Bisa kita lihat aktor-aktor sekelas mereka saja masih menyimak pertunjukan dari set wing sebelum giliran masuk ke panggung agar satu irama dengan pertunjukan. Saya jadi tersadar, lalu apakah layak aktor sekelas kita memiliki alasan untuk tidak mengikuti atau menyimak pertunjukan yang sedang berlangsung? Beberapa aktor di indonesia bahkan ada yang tidur dulu di ruang istrahat atau ruang ganti dan dibangunkan oleh asisten pribadinya apabila sudah hampir dekat giliran masuk panggung. Kenapa mereka tidak sekalian nongkrong di kantin dulu atau belanja ke pusat perbelanjaan dan akan di telpon oleh asisten pribadinya kalau sudah mau giliran naik panggung. Mana mungkin pementasan dengan jenis aktor yang seperti itu bisa menghasilkan pertunjukan yang bagus. Tempo-ritme pertunjukan tidak akan berlangsung baik dengan cara seperti itu. Dengan ini kita jadi tahu betapa pentingnya tempo-ritme pada sebuah pertunjukan. Setiap aktor harus saling menjaga tempo-ritme pertunjukan dengan baik agar tidak merusak keseluruhan pertunjukan.

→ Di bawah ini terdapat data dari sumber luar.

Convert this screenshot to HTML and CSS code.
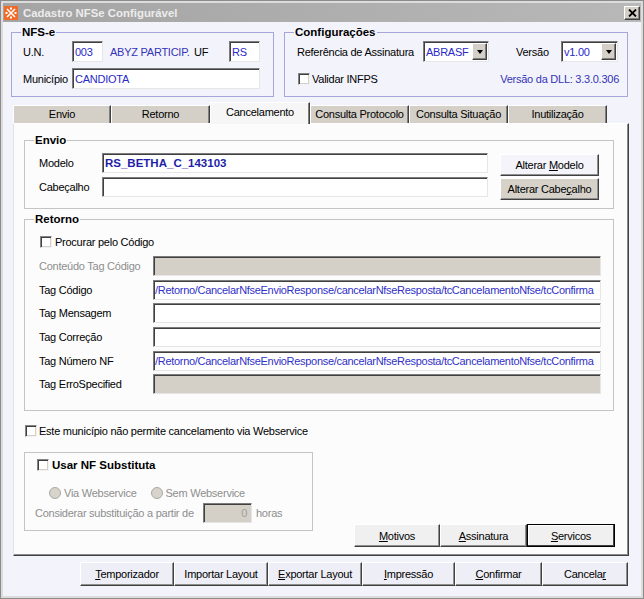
FILE: index.html
```html
<!DOCTYPE html>
<html lang="pt">
<head>
<meta charset="utf-8">
<title>Cadastro NFSe Configurável</title>
<link rel="stylesheet" href="styles.css">
</head>
<body>
<div class="window">
  <div class="titlebar">
    <svg class="appicon" width="14" height="14" viewBox="0 0 14 14">
      <rect width="14" height="14" fill="#f06a28"/>
      <path d="M3 3 L11 11 M11 3 L3 11" stroke="#fff" stroke-width="1.6"/>
      <rect x="6" y="1.5" width="2" height="2" fill="#fff"/>
      <rect x="6" y="10.5" width="2" height="2" fill="#fff"/>
      <rect x="1.5" y="6" width="2" height="2" fill="#fff"/>
      <rect x="10.5" y="6" width="2" height="2" fill="#fff"/>
    </svg>
    <span class="title">Cadastro NFSe Configurável</span>
    <div class="closebtn">
      <svg width="9" height="8" viewBox="0 0 9 8"><path d="M1 0.5 L8 7.5 M8 0.5 L1 7.5" stroke="#000" stroke-width="1.8"/></svg>
    </div>
  </div>
  <div class="client">
    <div class="toprow">
      <div class="group g-nfse">
        <span class="legend">NFS-e</span>
        <div class="row">
          <span class="w-un">U.N.</span>
          <div class="edit e-un">003</div>
          <span class="blue w-abyz">ABYZ PARTICIP.</span>
          <span class="w-uf">UF</span>
          <div class="edit e-uf">RS</div>
        </div>
        <div class="row">
          <span class="w-un">Município</span>
          <div class="edit e-mun">CANDIOTA</div>
        </div>
      </div>
      <div class="group g-cfg">
        <span class="legend">Configurações</span>
        <div class="row">
          <span class="w-ref">Referência de Assinatura</span>
          <div class="edit combo c-ref"><span>ABRASF</span><span class="dd"><span class="arrow"></span></span></div>
          <span class="w-ver">Versão</span>
          <div class="edit combo c-ver"><span>v1.00</span><span class="dd"><span class="arrow"></span></span></div>
        </div>
        <div class="row">
          <span class="chk chk-val"></span><span class="chk-text">Validar INFPS</span>
          <span class="blue dll">Versão da DLL: 3.3.0.306</span>
        </div>
      </div>
    </div>

    <div class="tabs">
      <div class="tab">Envio</div>
      <div class="tab">Retorno</div>
      <div class="tab active">Cancelamento</div>
      <div class="tab">Consulta Protocolo</div>
      <div class="tab">Consulta Situação</div>
      <div class="tab">Inutilização</div>
    </div>

    <div class="page">
      <div class="group g-envio">
        <span class="legend">Envio</span>
        <div class="envio-body">
          <div class="envio-fields">
            <div class="frow">
              <span class="w-envlbl">Modelo</span>
              <div class="edit e-env bold-blue">RS_BETHA_C_143103</div>
            </div>
            <div class="frow">
              <span class="w-envlbl">Cabeçalho</span>
              <div class="edit e-env"></div>
            </div>
          </div>
          <div class="envio-btns">
            <div class="btn btn-alt btn-hot"><span>Alterar <u>M</u>odelo</span></div>
            <div class="btn btn-alt"><span>Alterar Cabe<u>ç</u>alho</span></div>
          </div>
        </div>
      </div>

      <div class="group g-ret">
        <span class="legend">Retorno</span>
        <div class="crow">
          <span class="chk chk-proc"></span><span class="chk-text">Procurar pelo Código</span>
        </div>
        <div class="rfields">
          <div class="frow">
            <span class="w-retlbl disabled">Conteúdo Tag Código</span>
            <div class="edit e-ret e-dis"></div>
          </div>
          <div class="frow">
            <span class="w-retlbl">Tag Código</span>
            <div class="edit e-ret path">/Retorno/CancelarNfseEnvioResponse/cancelarNfseResposta/tcCancelamentoNfse/tcConfirma</div>
          </div>
          <div class="frow">
            <span class="w-retlbl">Tag Mensagem</span>
            <div class="edit e-ret"></div>
          </div>
          <div class="frow">
            <span class="w-retlbl">Tag Correção</span>
            <div class="edit e-ret"></div>
          </div>
          <div class="frow">
            <span class="w-retlbl">Tag Número NF</span>
            <div class="edit e-ret path">/Retorno/CancelarNfseEnvioResponse/cancelarNfseResposta/tcCancelamentoNfse/tcConfirma</div>
          </div>
          <div class="frow">
            <span class="w-retlbl">Tag ErroSpecified</span>
            <div class="edit e-ret e-dis"></div>
          </div>
        </div>
      </div>

      <div class="crow crow-mun">
        <span class="chk"></span><span class="chk-text">Este município não permite cancelamento via Webservice</span>
      </div>

      <div class="lastrow">
        <div class="group g-subst">
          <div class="crow">
            <span class="chk chk-subst"></span><span class="chk-text strong">Usar NF Substituta</span>
          </div>
          <div class="radios">
            <span class="radio"></span><span class="disabled">Via Webservice</span>
            <span class="radio radio2"></span><span class="disabled">Sem Webservice</span>
          </div>
          <div class="consrow">
            <span class="w-cons disabled">Considerar substituição a partir de</span>
            <div class="edit e-hrs e-dis">0</div>
            <span class="horas disabled">horas</span>
          </div>
        </div>
        <div class="pagebtns">
          <div class="btn pb pb-mot"><span><u>M</u>otivos</span></div>
          <div class="btn pb pb-ass"><span><u>A</u>ssinatura</span></div>
          <div class="btn pb pb-srv default"><span><u>S</u>ervicos</span></div>
        </div>
      </div>
    </div>

    <div class="bottombar">
      <div class="btn bb bb-w"><span><u>T</u>emporizador</span></div>
      <div class="btn bb bb-w"><span>Importar Layout</span></div>
      <div class="btn bb bb-w"><span><u>E</u>xportar Layout</span></div>
      <div class="btn bb bb-m"><span><u>I</u>mpressão</span></div>
      <div class="btn bb bb-n"><span><u>C</u>onfirmar</span></div>
      <div class="btn bb bb-s"><span>Cancela<u>r</u></span></div>
    </div>
  </div>
</div>
</body>
</html>
```

FILE: styles.css
```css
* { box-sizing: border-box; }

body {
  margin: 0;
  font-family: "Liberation Sans", Arial, sans-serif;
  font-size: 11px;
  letter-spacing: -0.25px;
  color: #000;
  background: #f3f3fb;
}

.window {
  width: 644px;
  height: 599px;
  border: 1px solid #8c8c8c;
  padding: 2px;
  background: #dcdcdc;
}

/* ---------- title bar ---------- */
.titlebar {
  height: 19px;
  display: flex;
  align-items: center;
  background: linear-gradient(to right, #a4a4a4, #b8b8b8);
}
.appicon { margin-left: 1px; flex: none; }
.title {
  margin-left: 5px;
  font-weight: bold;
  font-size: 11.4px;
  letter-spacing: 0;
  color: #ececec;
}
.closebtn {
  margin-left: auto;
  margin-right: 1px;
  width: 16px;
  height: 14px;
  background: #d4d0c8;
  border: 1px solid;
  border-color: #fff #404040 #404040 #fff;
  box-shadow: inset -1px -1px 0 #808080;
  display: flex;
  align-items: center;
  justify-content: center;
}

/* ---------- client ---------- */
.client {
  height: 574px;
  background: #f3f3fb;
  padding-top: 10px;
  padding-left: 8px;
}

.toprow { display: flex; gap: 10px; }

.group {
  position: relative;
  border: 1px solid #a6a6dc;
}
.legend {
  position: absolute;
  top: -7px;
  left: 9px;
  padding: 0 1px;
  line-height: 13px;
  font-weight: bold;
  font-size: 11.5px;
  letter-spacing: 0;
  background: #f3f3fb;
}

.row { display: flex; align-items: center; height: 21px; }
.row + .row { margin-top: 6px; }

.g-nfse { width: 263px; height: 65px; padding: 8px 0 0 11px; }
.g-cfg { width: 344px; height: 65px; padding: 8px 8px 0 12px; }

.w-un { width: 49px; flex: none; }
.w-abyz { width: 84px; margin-left: 7px; flex: none; }
.w-uf { width: 35px; flex: none; }
.e-un, .e-uf { width: 31px; height: 21px; }
.e-mun { width: 188px; height: 21px; }

.w-ref { width: 126px; flex: none; }
.w-ver { width: 45px; margin-left: 27px; flex: none; }
.c-ref { width: 66px; height: 21px; }
.c-ver { width: 57px; height: 21px; }

.blue { color: #3434b8; }
.dll { margin-left: auto; }

/* ---------- edits ---------- */
.edit {
  flex: none;
  display: flex;
  align-items: center;
  border: 1px solid;
  border-color: #7c7c7c #e6e6e6 #e6e6e6 #7c7c7c;
  box-shadow: inset 1px 1px 0 #404040;
  background: #fff;
  color: #2a2ac8;
  padding-left: 2px;
  white-space: nowrap;
  overflow: hidden;
}
.e-dis { background: #d4d0c8; }
.bold-blue { font-weight: bold; font-size: 11.5px; letter-spacing: 0; color: #1e1ea8; }
.path { padding-left: 1px; color: #3030c8; letter-spacing: -0.3px; }

.combo { padding-right: 1px; }
.combo > span:first-child { flex: 1; }
.dd {
  width: 15px;
  height: 17px;
  flex: none;
  background: #d4d0c8;
  border: 1px solid;
  border-color: #fff #404040 #404040 #fff;
  box-shadow: inset -1px -1px 0 #808080;
  display: flex;
  align-items: center;
  justify-content: center;
}
.arrow {
  width: 0; height: 0;
  border-left: 3.5px solid transparent;
  border-right: 3.5px solid transparent;
  border-top: 4px solid #000;
}

/* ---------- checkbox / radio ---------- */
.chk {
  width: 12px;
  height: 12px;
  flex: none;
  border: 1px solid;
  border-color: #848484 #f2f2f2 #f2f2f2 #848484;
  box-shadow: inset 1px 1px 0 #404040, inset -1px -1px 0 #d4d0c8;
  background: #fff;
}
.chk-text { margin-left: 3px; }
.chk-val { margin-left: 1px; }
.chk-val + .chk-text { margin-left: 2px; }
.strong { font-weight: bold; font-size: 11.5px; letter-spacing: 0; }

.radio {
  width: 12px;
  height: 12px;
  flex: none;
  border-radius: 50%;
  background: #d8d4cc;
  border: 1px solid #a8a8a8;
  margin-right: 3px;
}
.disabled { color: #8e8e8e; }

/* ---------- tabs ---------- */
.tabs {
  display: flex;
  align-items: flex-end;
  height: 21px;
  margin-top: 5px;
  margin-left: 2px;
  position: relative;
  z-index: 1;
}
.tab {
  width: 99px;
  height: 18px;
  flex: none;
  background: #d4d0c8;
  border-top: 1px solid #fff;
  border-left: 1px solid #fff;
  border-right: 1px solid #404040;
  box-shadow: inset -1px 0 0 #808080;
  text-align: center;
  line-height: 17px;
}
.tab:first-child { width: 98px; }
.tab.active {
  width: 100px;
  height: 22px;
  margin-bottom: -1px;
  background: #f6f6f6;
  line-height: 18px;
}

/* ---------- page ---------- */
.page {
  margin-left: 2px;
  width: 616px;
  height: 433px;
  background: #fcfcfc;
  border-top: 1px solid #fff;
  border-left: 1px solid #e2e2e2;
  border-right: 1px solid #404040;
  border-bottom: 1px solid #404040;
  box-shadow: inset -1px -1px 0 #8a8a8a;
  padding: 16px 14px 0 10px;
}
.page .group { border-color: #c4c4c4; }
.page .legend { background: #fcfcfc; }

.frow { display: flex; align-items: center; height: 20px; }

.g-envio { height: 69px; padding: 12px 0 0 14px; }
.envio-body { display: flex; }
.envio-fields { display: flex; flex-direction: column; gap: 4px; }
.w-envlbl { width: 63px; flex: none; }
.e-env { width: 386px; height: 20px; }
.envio-btns {
  margin-left: 12px;
  margin-top: 1px;
  display: flex;
  flex-direction: column;
  gap: 2px;
}

.btn {
  display: flex;
  align-items: center;
  justify-content: center;
  flex: none;
  border: 1px solid;
  border-color: #fff #404040 #404040 #fff;
  box-shadow: inset -1px -1px 0 #909090;
  background: #f0f0f0;
  white-space: nowrap;
}
.btn u { text-decoration: underline; }
.btn-alt { width: 99px; height: 22px; background: #d6d2ca; }
.btn-hot { background: #f4f4fa; }

.g-ret { margin-top: 10px; height: 192px; padding: 16px 11px 0 14px; }
.crow { display: flex; align-items: center; height: 12px; }
.chk-proc { margin-left: 1px; }
.rfields {
  margin-top: 8px;
  display: flex;
  flex-direction: column;
  gap: 3.7px;
}
.w-retlbl { width: 114px; flex: none; }
.e-ret { width: 448px; height: 20px; }

.crow-mun { margin-top: 14px; margin-left: 1px; }
.crow-mun .chk-text { margin-left: 2px; }

.lastrow { display: flex; align-items: flex-start; margin-top: 15px; }
.g-subst { width: 289px; height: 79px; padding: 6px 0 0 10px; flex: none; }
.chk-subst { margin-left: 2px; }
.radios { display: flex; align-items: center; height: 12px; margin-top: 16px; margin-left: 14px; }
.radio2 { margin-left: 14px; }
.consrow { display: flex; align-items: center; height: 20px; margin-top: 4px; }
.w-cons { width: 168px; flex: none; }
.e-hrs { width: 49px; height: 20px; justify-content: flex-end; padding-right: 4px; color: #a0a0a0; }
.horas { margin-left: 4px; }

.pagebtns { display: flex; margin-left: auto; margin-top: 72px; margin-right: -1px; }
.pb { height: 23px; width: 87px; }
.pb-mot { width: 86px; }
.pb-srv { width: 88px; }
.default {
  border: 1px solid #000;
  box-shadow: inset -1px -1px 0 #404040, inset 1px 1px 0 #fff;
}

/* ---------- bottom ---------- */
.bottombar {
  display: flex;
  justify-content: flex-end;
  margin-top: 6px;
  padding-right: 13px;
}
.bb { height: 24px; background: #eeeef6; }
.bb-w { width: 94px; }
.bb-m { width: 93px; }
.bb-n { width: 87px; }
.bb-s { width: 86px; }
```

Bandar Lampung, 5 Oktober 2014
Vita Oktaviana

Referensi
Stanislavski, Constantin, 2008. Membangun Tokoh Jakarta: Kepustakaan Populer Gramedia.
Pratama, Iswadi dan Hutabarat, Ari Pahala, 2012. Akting Berdasarkan Sistem Stanilavski
            Sebuah Pengantar Lampung; Dewan Kesenian Lampung


Sawoski, Pervis, 2009. The Stanilavski System Growth and Methodology.




1.  Metronom adalah alat mekanikal yang digunakan para pemusik/pencipta lagu untuk menentukan tempo
      musik yang sedang mereka latih/buat.